Counsel to Morgan Stanley on various financial crisis-related matters, including:

  • The bank regulatory, compliance and corporate issues related to its conversion into a bank holding company
  • The structuring of the convertible preferred securities that Morgan Stanley sold to Mitsubishi
  • Its issuance of $10 billion in TARP preferred securities and warrants pursuant to the U.S. Treasury's $250 billion bank capital purchase program
  • Its recent capital-raising activity, including two equity offerings and a non-FDIC guaranteed debt offering totaling over $10 billion, designed to satisfy the Fed's conditions for repaying the TARP preferred securities
  • Its agreement with the U.S. Department of the Treasury to repurchase, for $950 million, the warrant previously issues to the U.S. Treasury pursuant to the TARP Capital Purchase Program

Counsel to PIMCO, a leading global investment management firm, in connection with assignments under TARP (Troubled Assets Relief Program).


Lead U.S. counsel to The Royal Bank of Scotland Group on an investment by HMG.


Lead counsel to Banco Santander on its $1.9 billion acquisition of Sovereign Bancorp.

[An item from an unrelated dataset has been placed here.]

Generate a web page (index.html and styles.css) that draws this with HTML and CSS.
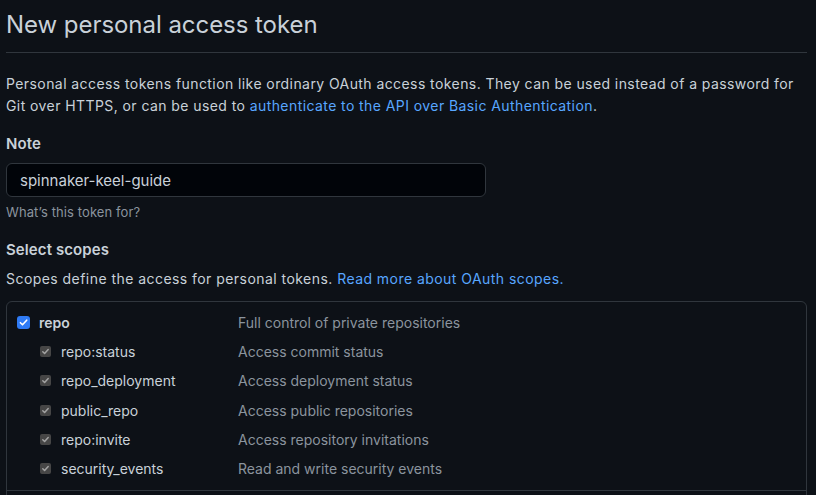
FILE: index.html
```html
<!DOCTYPE html>
<html lang="en">
<head>
<meta charset="utf-8">
<title>New personal access token</title>
<link rel="stylesheet" href="styles.css">
</head>
<body>
<main class="page">
  <div class="subhead">
    <h2 class="subhead-title">New personal access token</h2>
  </div>
  <p class="intro">Personal access tokens function like ordinary OAuth access tokens. They can be used instead of a password for Git over HTTPS, or can be used to <a href="#" class="link">authenticate to the API over Basic Authentication</a>.</p>

  <div class="form-group">
    <label class="label" for="note">Note</label>
    <input id="note" class="input" type="text" value="spinnaker-keel-guide">
    <p class="note">What’s this token for?</p>
  </div>

  <div class="form-group scopes-group">
    <div class="label">Select scopes</div>
    <p class="scopes-desc">Scopes define the access for personal tokens. <a href="#" class="link">Read more about OAuth scopes.</a></p>
  </div>

  <div class="scope-box">
    <div class="scope-section">
      <div class="scope-row parent">
        <span class="scope-name"><span class="cb cb-on"><svg viewBox="0 0 13 13" width="13" height="13"><path d="M3.4 6.7l2.1 2.1 4.2-4.6" fill="none" stroke="#fff" stroke-width="1.6" stroke-linecap="round" stroke-linejoin="round"/></svg></span><strong>repo</strong></span>
        <span class="scope-desc">Full control of private repositories</span>
      </div>
      <div class="scope-row child">
        <span class="scope-name"><span class="cb cb-dis"><svg viewBox="0 0 11 11" width="11" height="11"><path d="M2.8 5.7l1.8 1.8 3.6-4" fill="none" stroke="#a3a3a3" stroke-width="1.5" stroke-linecap="round" stroke-linejoin="round"/></svg></span>repo:status</span>
        <span class="scope-desc">Access commit status</span>
      </div>
      <div class="scope-row child">
        <span class="scope-name"><span class="cb cb-dis"><svg viewBox="0 0 11 11" width="11" height="11"><path d="M2.8 5.7l1.8 1.8 3.6-4" fill="none" stroke="#a3a3a3" stroke-width="1.5" stroke-linecap="round" stroke-linejoin="round"/></svg></span>repo_deployment</span>
        <span class="scope-desc">Access deployment status</span>
      </div>
      <div class="scope-row child">
        <span class="scope-name"><span class="cb cb-dis"><svg viewBox="0 0 11 11" width="11" height="11"><path d="M2.8 5.7l1.8 1.8 3.6-4" fill="none" stroke="#a3a3a3" stroke-width="1.5" stroke-linecap="round" stroke-linejoin="round"/></svg></span>public_repo</span>
        <span class="scope-desc">Access public repositories</span>
      </div>
      <div class="scope-row child">
        <span class="scope-name"><span class="cb cb-dis"><svg viewBox="0 0 11 11" width="11" height="11"><path d="M2.8 5.7l1.8 1.8 3.6-4" fill="none" stroke="#a3a3a3" stroke-width="1.5" stroke-linecap="round" stroke-linejoin="round"/></svg></span>repo:invite</span>
        <span class="scope-desc">Access repository invitations</span>
      </div>
      <div class="scope-row child">
        <span class="scope-name"><span class="cb cb-dis"><svg viewBox="0 0 11 11" width="11" height="11"><path d="M2.8 5.7l1.8 1.8 3.6-4" fill="none" stroke="#a3a3a3" stroke-width="1.5" stroke-linecap="round" stroke-linejoin="round"/></svg></span>security_events</span>
        <span class="scope-desc">Read and write security events</span>
      </div>
    </div>
    <div class="scope-section">
      <div class="scope-row parent">
        <span class="scope-name"><span class="cb"></span><strong>workflow</strong></span>
        <span class="scope-desc">Update GitHub Action workflows</span>
      </div>
    </div>
  </div>
</main>
</body>
</html>
```

FILE: styles.css
```css
html, body {
  margin: 0;
  padding: 0;
  background: #0d1117;
  color: #c9d1d9;
  font-family: Inter, "Liberation Sans", Arial, sans-serif;
  font-size: 14px;
  line-height: 1.5;
  overflow: hidden;
}

.page {
  width: 801px;
  padding-left: 6px;
}

.subhead {
  border-bottom: 1px solid #30363d;
  padding-top: 7px;
  padding-bottom: 9px;
}

.subhead-title {
  margin: 0;
  font-size: 24px;
  font-weight: 400;
  line-height: 36px;
  letter-spacing: -0.05px;
}

.intro {
  margin: 20px 0 0;
  line-height: 22px;
  letter-spacing: 0.42px;
}

.link {
  color: #58a6ff;
  text-decoration: none;
}

.form-group {
  margin-top: 16px;
}

.label {
  display: block;
  font-size: 15px;
  font-weight: 600;
  line-height: 21px;
  margin-bottom: 9px;
  letter-spacing: 0.1px;
}

.input {
  display: block;
  box-sizing: border-box;
  width: 480px;
  height: 34px;
  padding: 5px 13px;
  background: #010409;
  border: 1px solid #30363d;
  border-radius: 6px;
  color: #c9d1d9;
  font-family: inherit;
  font-size: 15px;
}

.note {
  margin: 6px 0 0;
  font-size: 13px;
  line-height: 18px;
  letter-spacing: 0.1px;
  color: #8b949e;
}

.scopes-group {
  margin-top: 18px;
}

.scopes-desc {
  margin: 0;
  line-height: 20px;
  letter-spacing: 0.45px;
}

.scope-box {
  margin-top: 12px;
  border: 1px solid #30363d;
  border-radius: 6px;
}

.scope-section {
  padding: 6px 0 7px;
}

.scope-section + .scope-section {
  border-top: 1px solid #30363d;
  padding-top: 8px;
}

.scope-row {
  display: flex;
  align-items: center;
  height: 29.2px;
}

.scope-name {
  display: flex;
  align-items: center;
  box-sizing: border-box;
  width: 231px;
  flex: none;
}

.parent .scope-name {
  padding-left: 10px;
}

.child .scope-name {
  padding-left: 33px;
}

.scope-name strong {
  font-weight: 600;
}

.cb {
  display: inline-flex;
  flex: none;
  box-sizing: border-box;
  margin-right: 9px;
}

.cb-on {
  width: 13px;
  height: 13px;
  border-radius: 3px;
  background: #2f7bf5;
}

.cb-dis {
  width: 11px;
  height: 11px;
  border-radius: 2px;
  background: #464646;
  margin-right: 10px;
}

.parent .cb {
  width: 13px;
  height: 13px;
}

.scope-desc {
  color: #8b949e;
}
```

Providing legal and technical support to the Securities Industry and Financial Markets Association, the leading U.S. financial industry association, on financial regulatory issues, including the $700 billion TARP and other U.S. government rescue programs and financial regulatory restructuring, including the creation of a systemic risk regulator.


  

Counsel to the underwriters on a $4 billion offering of senior notes by U.S. Central Federal Credit Union. The notes are guaranteed by the National Credit Union Administration under the Temporary Corporate Credit Union Liquidity Guarantee Program. This was the first public offering by a federal credit union under the Temporary Corporate Credit Union Liquidity Guarantee Program.